労働実務事例
[ 質問 ]
業務繁忙のため、休日振替を実施しました。対象の従業員はとくに不満も述べず、休日出勤したのですが、後日、問題が生じました。退職予定者がまとめて年休を請求してきたのですが、期間中に振替休日となった日が含まれていました。当社としては、請求を拒否するほかないと考えますが、いかがでしょうか。
【群馬・S社】
[ お答え ]
休日振替を実施した場合、「(元々の)休日が労働日となる」(昭22・11・27基発第150号)一方で、本来の労働日は休日に性格を変えます。「年次有給休暇は、労働義務のある日についてのみ請求できる」(平2・12・20基発第712号)ので、振替により休日になった日について年休を請求する余地はありません。
年休は雇用契約上の権利ですから、退職者の場合、退職日までに消化しないと権利を行使できなくなります。ご本人は、退職日から労働日を逆算し、全部消化するつもりで年休を請求されたのでしょう。
法律上の考え方としては、「労働義務の免除がなされる前に請求された年休は有効」(前掲解釈例規)ですが、休日の指定が先であれば後から年休の請求はできません。

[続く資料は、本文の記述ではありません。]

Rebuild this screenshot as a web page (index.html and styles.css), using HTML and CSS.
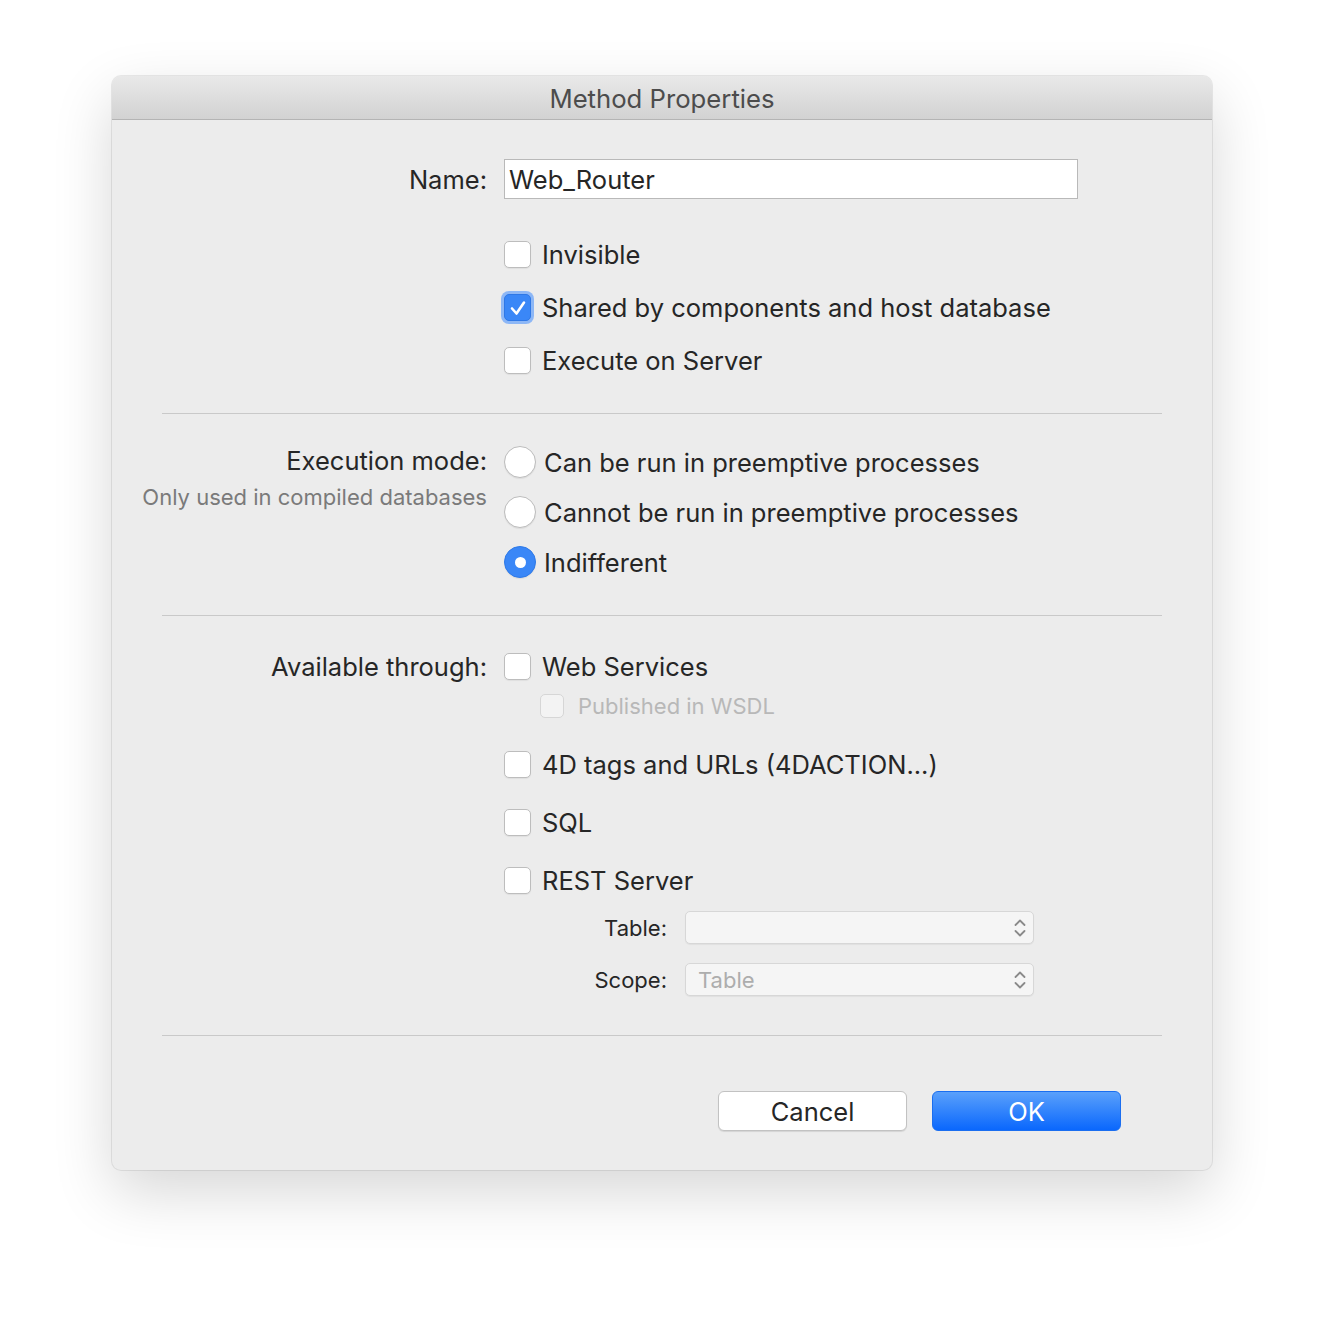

振替により労働日が1日減れば、ご本人の年休消化スケジュールに狂いが生じます。
退職(解雇)と時季変更権の関係では、「解雇予定日を超えての時季変更は行えない」と解されています(昭49・1・11基収第5554号)。退職と計画年休の関係では、「退職後を付与日とするような計画的付与はできない」という考え方が示されています(昭63・3・14基発第150号)。
しかし、退職者の「年休取得予定期間」中に休日の振替ができないという制限はありません。ですから、年休の請求を拒否し、年休の残日数1日が未消化のまま退職となっても法律的には問題ありません。
休日出勤により通常より1日分余計に賃金を得ているので、収入的にはトントンという考え方も成り立ちます。
ただし、上司の方も退職予定者の年休消化スケジュールを知っていれば、あらかじめ振替の対象から外していたでしょう。振替の指定がなかったとして、年休の請求を認めるのも現実的な対応といえます。